TASK INSTRUCTIONS: Omit the pictures and output exactly the lines from the start of the entries through the line containing "string; it?: boolean".

***** RECORDED INFORMATION

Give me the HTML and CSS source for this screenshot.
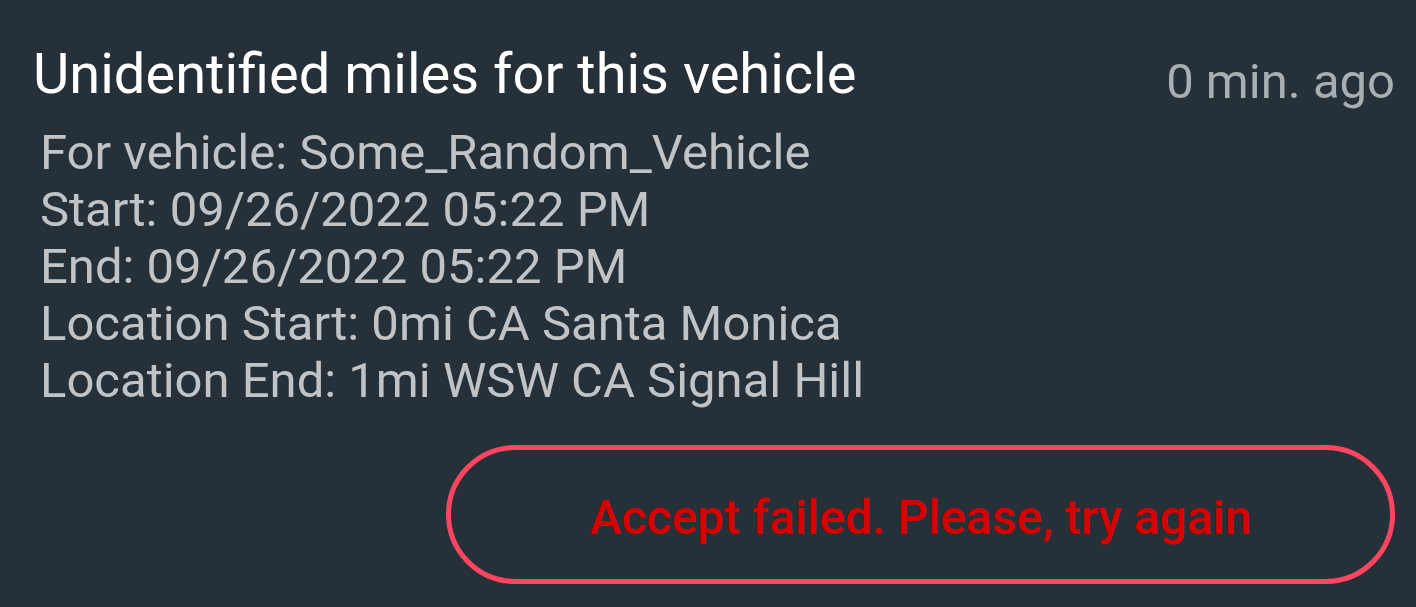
FILE: index.html
```html
<!DOCTYPE html>
<html>
<head>
<meta charset="utf-8">
<link rel="stylesheet" href="styles.css">
</head>
<body>
<div class="card">
  <div class="header">
    <h1 class="title">Unidentified miles for this vehicle</h1>
    <span class="time">0 min. ago</span>
  </div>
  <div class="details">
    <div class="line">For vehicle: Some_Random_Vehicle</div>
    <div class="line">Start: 09/26/2022 05:22 PM</div>
    <div class="line">End: 09/26/2022 05:22 PM</div>
    <div class="line">Location Start: 0mi CA Santa Monica</div>
    <div class="line">Location End: 1mi WSW CA Signal Hill</div>
  </div>
  <div class="actions">
    <button class="fail-btn">Accept failed. Please, try again</button>
  </div>
</div>
</body>
</html>
```
FILE: styles.css
```css
html, body {
  margin: 0;
  padding: 0;
  background: #263038;
  height: 100%;
}
body {
  font-family: Roboto, "Noto Sans", sans-serif;
  overflow: hidden;
}
.card {
  padding: 42px 21px 0 33px;
}
.header {
  display: flex;
  justify-content: space-between;
  align-items: flex-start;
}
.title {
  margin: 0;
  font-weight: 400;
  font-size: 56px;
  line-height: 64px;
  color: #ffffff;
}
.time {
  font-size: 49px;
  line-height: 64px;
  margin-top: 8px;
  color: #a7afb2;
}
.details {
  margin-top: 10px;
  padding-left: 7px;
  color: #c0c4c6;
  font-size: 49px;
  line-height: 57px;
}
.actions {
  display: flex;
  justify-content: flex-end;
  margin-top: 36px;
}
.fail-btn {
  width: 949px;
  height: 139px;
  box-sizing: border-box;
  border: 5px solid #ff4560;
  border-radius: 70px;
  background: transparent;
  color: #d50000;
  font-family: Roboto, "Noto Sans", sans-serif;
  font-size: 48px;
  font-weight: 500;
  padding: 5px 0 0 0;
}
```
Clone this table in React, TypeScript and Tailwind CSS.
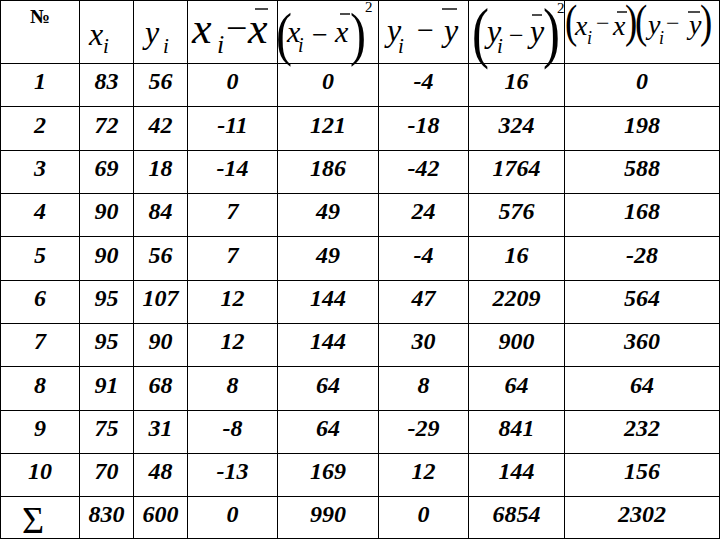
import React from "react";

const FONT = "Liberation Serif";

type P = { x: number; y: number; s: number; t: string; it?: boolean };

function T({ x, y, s, t, it }: P) {
  return (
    <text x={x} y={y} fontSize={s} fontFamily={FONT} fontStyle={it ? "italic" : "normal"} fill="#000">
      {t}
    </text>
  );
}

function Paren({ x, y, s, t, sx = 0.8 }: { x: number; y: number; s: number; t: string; sx?: number }) {
  return (
    <text
      transform={`translate(${x} ${y}) scale(${sx} 1)`}
      x={0}
      y={0}
      fontSize={s}
      fontFamily={FONT}
      fill="#000"
    >
      {t}
    </text>
  );
}

function Bar({ x1, x2, y }: { x1: number; x2: number; y: number }) {
  return <line x1={x1} x2={x2} y1={y} y2={y} stroke="#000" strokeWidth={1.4} />;
}

function Formula({ children }: { children: React.ReactNode }) {
  return (
    <svg width="100%" height="100%" className="block overflow-visible">
      {children}
    </svg>
  );
}

const rows: (string | number)[][] = [
  [1, 83, 56, 0, 0, -4, 16, 0],
  [2, 72, 42, -11, 121, -18, 324, 198],
  [3, 69, 18, -14, 186, -42, 1764, 588],
  [4, 90, 84, 7, 49, 24, 576, 168],
  [5, 90, 56, 7, 49, -4, 16, -28],
  [6, 95, 107, 12, 144, 47, 2209, 564],
  [7, 95, 90, 12, 144, 30, 900, 360],
  [8, 91, 68, 8, 64, 8, 64, 64],
  [9, 75, 31, -8, 64, -29, 841, 232],
  [10, 70, 48, -13, 169, 12, 144, 156],
];

const sums = [830, 600, 0, 990, 0, 6854, 2302];

function Num({ v }: { v: string | number }) {
  return (
    <div className="bg-white flex items-center justify-center pb-[8px]">
      <span className="font-['Liberation_Serif'] font-bold italic text-[24px] text-black">{String(v)}</span>
    </div>
  );
}

export default function App() {
  return (
    <div className="w-[720px] h-[540px] bg-white">
      <div className="grid w-[720px] bg-black p-px gap-px grid-cols-[78px_53px_53px_89px_100px_89px_95px_154px] grid-rows-[62px_42px_43px_42px_42px_43px_42px_42px_43px_42px_42px_41px]">
        <div className="bg-white relative z-10 flex justify-center pt-[5px]">
          <span className="font-['Liberation_Serif'] font-bold text-[20px] leading-none text-black">№</span>
        </div>
        <div className="bg-white relative z-10">
          <Formula>
            <T x={9} y={44} s={32} t="x" it />
            <T x={23} y={52} s={21} t="i" it />
          </Formula>
        </div>
        <div className="bg-white relative z-10">
          <Formula>
            <T x={11} y={42} s={32} t="y" it />
            <T x={29} y={52} s={21} t="i" it />
          </Formula>
        </div>
        <div className="bg-white relative z-10">
          <Formula>
            <T x={4} y={42} s={44} t="x" it />
            <T x={29} y={52} s={26} t="i" it />
            <T x={38} y={40} s={38} t="−" />
            <T x={60} y={42} s={44} t="x" it />
            <Bar x1={67} x2={80} y={8} />
          </Formula>
        </div>
        <div className="bg-white relative z-10">
          <Formula>
            <Paren x={-2} y={53} s={60} t="(" />
            <T x={9} y={41} s={30} t="x" it />
            <T x={20} y={51} s={20} t="i" it />
            <T x={34} y={43} s={28} t="−" />
            <T x={57} y={41} s={30} t="x" it />
            <Bar x1={62} x2={72} y={13} />
            <Paren x={72} y={53} s={60} t=")" />
            <T x={87} y={11} s={15} t="2" />
          </Formula>
        </div>
        <div className="bg-white relative z-10">
          <Formula>
            <T x={8} y={40} s={32} t="y" it />
            <T x={19} y={52} s={21} t="i" it />
            <T x={38} y={38.5} s={30} t="−" />
            <T x={65} y={40} s={32} t="y" it />
            <Bar x1={63} x2={78} y={8} />
          </Formula>
        </div>
        <div className="bg-white relative z-10">
          <Formula>
            <Paren x={3} y={54} s={68} t="(" sx={0.75} />
            <T x={18} y={41} s={32} t="y" it />
            <T x={28} y={52} s={21} t="i" it />
            <T x={40} y={42.5} s={26} t="−" />
            <T x={61} y={41} s={32} t="y" it />
            <Bar x1={63} x2={73} y={14} />
            <Paren x={74} y={54} s={68} t=")" sx={0.75} />
            <T x={88} y={12} s={15} t="2" />
          </Formula>
        </div>
        <div className="bg-white relative z-10">
          <Formula>
            <Paren x={0} y={36} s={46} t="(" />
            <T x={10} y={34} s={28} t="x" it />
            <T x={22} y={43} s={18} t="i" it />
            <T x={31} y={30} s={24} t="−" />
            <T x={48} y={34} s={28} t="x" it />
            <Bar x1={52} x2={62} y={11} />
            <Paren x={60} y={36} s={46} t=")" />
            <Paren x={70} y={36} s={46} t="(" />
            <T x={83} y={33} s={28} t="y" it />
            <T x={94} y={43} s={18} t="i" it />
            <T x={101} y={30} s={24} t="−" />
            <T x={124} y={33} s={28} t="y" it />
            <Bar x1={123} x2={135} y={11} />
            <Paren x={135} y={36} s={46} t=")" />
          </Formula>
        </div>

        {rows.map((r, i) => (
          <React.Fragment key={i}>
            {r.map((v, j) => (
              <Num key={j} v={v} />
            ))}
          </React.Fragment>
        ))}

        <div className="bg-white pl-[21px] pt-[4px]">
          <span className="block font-['Liberation_Serif'] text-[38px] leading-none text-black">Σ</span>
        </div>
        {sums.map((v, j) => (
          <Num key={j} v={v} />
        ))}
      </div>
    </div>
  );
}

**********

SOLUTION TO THIS PROBLEM:
Give me the HTML and CSS source for this screenshot.
FILE: index.html
```html
<!DOCTYPE html>
<html>
<head>
<meta charset="utf-8">
<link rel="stylesheet" href="styles.css">
</head>
<body>
<div class="card">
  <div class="header">
    <h1 class="title">Unidentified miles for this vehicle</h1>
    <span class="time">0 min. ago</span>
  </div>
  <div class="details">
    <div class="line">For vehicle: Some_Random_Vehicle</div>
    <div class="line">Start: 09/26/2022 05:22 PM</div>
    <div class="line">End: 09/26/2022 05:22 PM</div>
    <div class="line">Location Start: 0mi CA Santa Monica</div>
    <div class="line">Location End: 1mi WSW CA Signal Hill</div>
  </div>
  <div class="actions">
    <button class="fail-btn">Accept failed. Please, try again</button>
  </div>
</div>
</body>
</html>
```
FILE: styles.css
```css
html, body {
  margin: 0;
  padding: 0;
  background: #263038;
  height: 100%;
}
body {
  font-family: Roboto, "Noto Sans", sans-serif;
  overflow: hidden;
}
.card {
  padding: 42px 21px 0 33px;
}
.header {
  display: flex;
  justify-content: space-between;
  align-items: flex-start;
}
.title {
  margin: 0;
  font-weight: 400;
  font-size: 56px;
  line-height: 64px;
  color: #ffffff;
}
.time {
  font-size: 49px;
  line-height: 64px;
  margin-top: 8px;
  color: #a7afb2;
}
.details {
  margin-top: 10px;
  padding-left: 7px;
  color: #c0c4c6;
  font-size: 49px;
  line-height: 57px;
}
.actions {
  display: flex;
  justify-content: flex-end;
  margin-top: 36px;
}
.fail-btn {
  width: 949px;
  height: 139px;
  box-sizing: border-box;
  border: 5px solid #ff4560;
  border-radius: 70px;
  background: transparent;
  color: #d50000;
  font-family: Roboto, "Noto Sans", sans-serif;
  font-size: 48px;
  font-weight: 500;
  padding: 5px 0 0 0;
}
```
Clone this table in React, TypeScript and Tailwind CSS.
import React from "react";

const FONT = "Liberation Serif";

type P = { x: number; y: number; s: number; t: string; it?: boolean };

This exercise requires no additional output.